- INFORMATION SUPPLIED -
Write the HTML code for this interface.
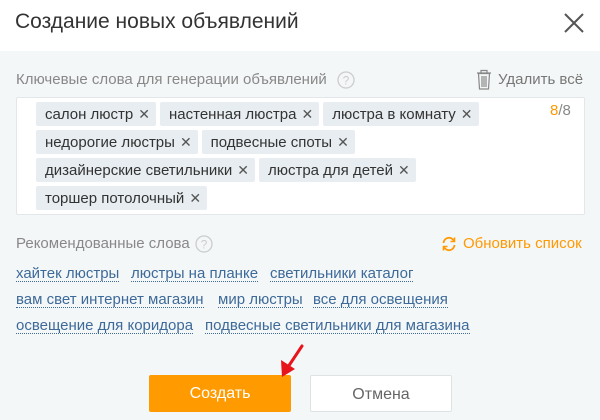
<!DOCTYPE html>
<html><head><meta charset="utf-8"><style>
*{margin:0;padding:0;box-sizing:border-box}
body{width:600px;height:420px;overflow:hidden;background:#f4f7f8;font-family:"Liberation Sans","DejaVu Sans",sans-serif;position:relative}
.hdr{position:absolute;left:0;top:0;width:600px;height:51px;background:#fff}
.title{position:absolute;left:15px;top:10px;font-size:21px;color:#333}
.abs{position:absolute}
.lbl{font-size:15px;color:#888}
.box{position:absolute;left:16px;top:97px;width:569px;height:118px;background:#fff;border:1px solid #e3e7ea;border-radius:2px}
.tags{position:absolute;left:36px;top:102px;width:520px;display:flex;flex-wrap:wrap;column-gap:4px;row-gap:4px}
.tag{height:24px;line-height:24px;background:#e7edf0;border-radius:2px;font-size:15px;color:#333;padding:0 6px 0 9px;white-space:nowrap}
.tag span{color:#555;font-size:14px;margin-left:5px}
.lnk{position:absolute;font-size:15px;color:#3d6a99;border-bottom:1px dotted #3d6a99;line-height:15px;white-space:nowrap}
.btn{position:absolute;top:375px;width:142px;height:37px;line-height:37px;text-align:center;font-size:16px;border-radius:2px}
</style></head><body>
<div class="hdr"></div>
<div class="title">Создание новых объявлений</div>
<svg class="abs" style="left:563px;top:12px" width="22" height="22" viewBox="0 0 22 22"><path d="M2 2L20 20M20 2L2 20" stroke="#555" stroke-width="2"/></svg>

<div class="abs lbl" style="left:16px;top:71px">Ключевые слова для генерации объявлений</div>
<svg class="abs" style="left:337px;top:71px" width="18" height="18"><circle cx="9" cy="9" r="8" fill="none" stroke="#ccc" stroke-width="1.3"/><text x="9" y="13.5" font-size="12" fill="#ccc" text-anchor="middle" font-family="Liberation Sans">?</text></svg>
<svg class="abs" style="left:476px;top:69px" width="16" height="21" viewBox="0 0 16 21"><path d="M1 4H15M5 4V1.5H11V4M2.5 4.5L3.5 20H12.5L13.5 4.5Z M6 7V18M8 7V18M10 7V18" fill="none" stroke="#888" stroke-width="1.2"/></svg>
<div class="abs lbl" style="left:498px;top:71px;color:#777">Удалить всё</div>

<div class="box"></div>
<div class="tags">
<div class="tag">салон люстр<span>✕</span></div>
<div class="tag">настенная люстра<span>✕</span></div>
<div class="tag">люстра в комнату<span>✕</span></div>
<div class="tag">недорогие люстры<span>✕</span></div>
<div class="tag">подвесные споты<span>✕</span></div>
<div class="tag">дизайнерские светильники<span>✕</span></div>
<div class="tag">люстра для детей<span>✕</span></div>
<div class="tag">торшер потолочный<span>✕</span></div>
</div>
<div class="abs" style="left:550px;top:102px;font-size:15px;color:#888"><span style="color:#f90">8</span>/8</div>

<div class="abs lbl" style="left:16px;top:235px">Рекомендованные слова</div>
<svg class="abs" style="left:195px;top:235px" width="18" height="18"><circle cx="9" cy="9" r="8" fill="none" stroke="#ccc" stroke-width="1.3"/><text x="9" y="13.5" font-size="12" fill="#ccc" text-anchor="middle" font-family="Liberation Sans">?</text></svg>
<svg class="abs" style="left:441px;top:236px" width="16" height="16" viewBox="0 0 16 16"><path d="M2.5 7A5.5 5.5 0 0 1 13 5M13.5 9A5.5 5.5 0 0 1 3 11" fill="none" stroke="#f90" stroke-width="1.8"/><path d="M13.5 1.5V5.5H9.5M2.5 14.5V10.5H6.5" fill="none" stroke="#f90" stroke-width="1.6"/></svg>
<div class="abs" style="left:463px;top:235px;font-size:15px;color:#f90">Обновить список</div>

<div class="lnk" style="left:16px;top:266px">хайтек люстры</div>
<div class="lnk" style="left:131px;top:266px">люстры на планке</div>
<div class="lnk" style="left:270px;top:266px">светильники каталог</div>
<div class="lnk" style="left:16px;top:292px">вам свет интернет магазин</div>
<div class="lnk" style="left:218px;top:292px">мир люстры</div>
<div class="lnk" style="left:313px;top:292px">все для освещения</div>
<div class="lnk" style="left:16px;top:318px">освещение для коридора</div>
<div class="lnk" style="left:205px;top:318px">подвесные светильники для магазина</div>

<div class="btn" style="left:149px;background:#ff9b00;color:#fff">Создать</div>
<div class="btn" style="left:310px;background:#fff;border:1px solid #dde2e5;color:#666">Отмена</div>
<svg class="abs" style="left:270px;top:335px" width="50" height="50" viewBox="270 335 50 50"><path d="M302 346L288 367" stroke="#e8141c" stroke-width="3" stroke-linecap="round"/><path d="M282 377L281 360L295 369Z" fill="#e8141c"/></svg>
</body></html>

- WHAT YOU NEED TO DO -
Without the pictures, transcribe the listing above exactly.

- CORRECT RESPONSE -
Write the HTML code for this interface.
<!DOCTYPE html>
<html><head><meta charset="utf-8"><style>
*{margin:0;padding:0;box-sizing:border-box}
body{width:600px;height:420px;overflow:hidden;background:#f4f7f8;font-family:"Liberation Sans","DejaVu Sans",sans-serif;position:relative}
.hdr{position:absolute;left:0;top:0;width:600px;height:51px;background:#fff}
.title{position:absolute;left:15px;top:10px;font-size:21px;color:#333}
.abs{position:absolute}
.lbl{font-size:15px;color:#888}
.box{position:absolute;left:16px;top:97px;width:569px;height:118px;background:#fff;border:1px solid #e3e7ea;border-radius:2px}
.tags{position:absolute;left:36px;top:102px;width:520px;display:flex;flex-wrap:wrap;column-gap:4px;row-gap:4px}
.tag{height:24px;line-height:24px;background:#e7edf0;border-radius:2px;font-size:15px;color:#333;padding:0 6px 0 9px;white-space:nowrap}
.tag span{color:#555;font-size:14px;margin-left:5px}
.lnk{position:absolute;font-size:15px;color:#3d6a99;border-bottom:1px dotted #3d6a99;line-height:15px;white-space:nowrap}
.btn{position:absolute;top:375px;width:142px;height:37px;line-height:37px;text-align:center;font-size:16px;border-radius:2px}
</style></head><body>
<div class="hdr"></div>
<div class="title">Создание новых объявлений</div>
<svg class="abs" style="left:563px;top:12px" width="22" height="22" viewBox="0 0 22 22"><path d="M2 2L20 20M20 2L2 20" stroke="#555" stroke-width="2"/></svg>

<div class="abs lbl" style="left:16px;top:71px">Ключевые слова для генерации объявлений</div>
<svg class="abs" style="left:337px;top:71px" width="18" height="18"><circle cx="9" cy="9" r="8" fill="none" stroke="#ccc" stroke-width="1.3"/><text x="9" y="13.5" font-size="12" fill="#ccc" text-anchor="middle" font-family="Liberation Sans">?</text></svg>
<svg class="abs" style="left:476px;top:69px" width="16" height="21" viewBox="0 0 16 21"><path d="M1 4H15M5 4V1.5H11V4M2.5 4.5L3.5 20H12.5L13.5 4.5Z M6 7V18M8 7V18M10 7V18" fill="none" stroke="#888" stroke-width="1.2"/></svg>
<div class="abs lbl" style="left:498px;top:71px;color:#777">Удалить всё</div>

<div class="box"></div>
<div class="tags">
<div class="tag">салон люстр<span>✕</span></div>
<div class="tag">настенная люстра<span>✕</span></div>
<div class="tag">люстра в комнату<span>✕</span></div>
<div class="tag">недорогие люстры<span>✕</span></div>
<div class="tag">подвесные споты<span>✕</span></div>
<div class="tag">дизайнерские светильники<span>✕</span></div>
<div class="tag">люстра для детей<span>✕</span></div>
<div class="tag">торшер потолочный<span>✕</span></div>
</div>
<div class="abs" style="left:550px;top:102px;font-size:15px;color:#888"><span style="color:#f90">8</span>/8</div>

<div class="abs lbl" style="left:16px;top:235px">Рекомендованные слова</div>
<svg class="abs" style="left:195px;top:235px" width="18" height="18"><circle cx="9" cy="9" r="8" fill="none" stroke="#ccc" stroke-width="1.3"/><text x="9" y="13.5" font-size="12" fill="#ccc" text-anchor="middle" font-family="Liberation Sans">?</text></svg>
<svg class="abs" style="left:441px;top:236px" width="16" height="16" viewBox="0 0 16 16"><path d="M2.5 7A5.5 5.5 0 0 1 13 5M13.5 9A5.5 5.5 0 0 1 3 11" fill="none" stroke="#f90" stroke-width="1.8"/><path d="M13.5 1.5V5.5H9.5M2.5 14.5V10.5H6.5" fill="none" stroke="#f90" stroke-width="1.6"/></svg>
<div class="abs" style="left:463px;top:235px;font-size:15px;color:#f90">Обновить список</div>

<div class="lnk" style="left:16px;top:266px">хайтек люстры</div>
<div class="lnk" style="left:131px;top:266px">люстры на планке</div>
<div class="lnk" style="left:270px;top:266px">светильники каталог</div>
<div class="lnk" style="left:16px;top:292px">вам свет интернет магазин</div>
<div class="lnk" style="left:218px;top:292px">мир люстры</div>
<div class="lnk" style="left:313px;top:292px">все для освещения</div>
<div class="lnk" style="left:16px;top:318px">освещение для коридора</div>
<div class="lnk" style="left:205px;top:318px">подвесные светильники для магазина</div>

<div class="btn" style="left:149px;background:#ff9b00;color:#fff">Создать</div>
<div class="btn" style="left:310px;background:#fff;border:1px solid #dde2e5;color:#666">Отмена</div>
<svg class="abs" style="left:270px;top:335px" width="50" height="50" viewBox="270 335 50 50"><path d="M302 346L288 367" stroke="#e8141c" stroke-width="3" stroke-linecap="round"/><path d="M282 377L281 360L295 369Z" fill="#e8141c"/></svg>
</body></html>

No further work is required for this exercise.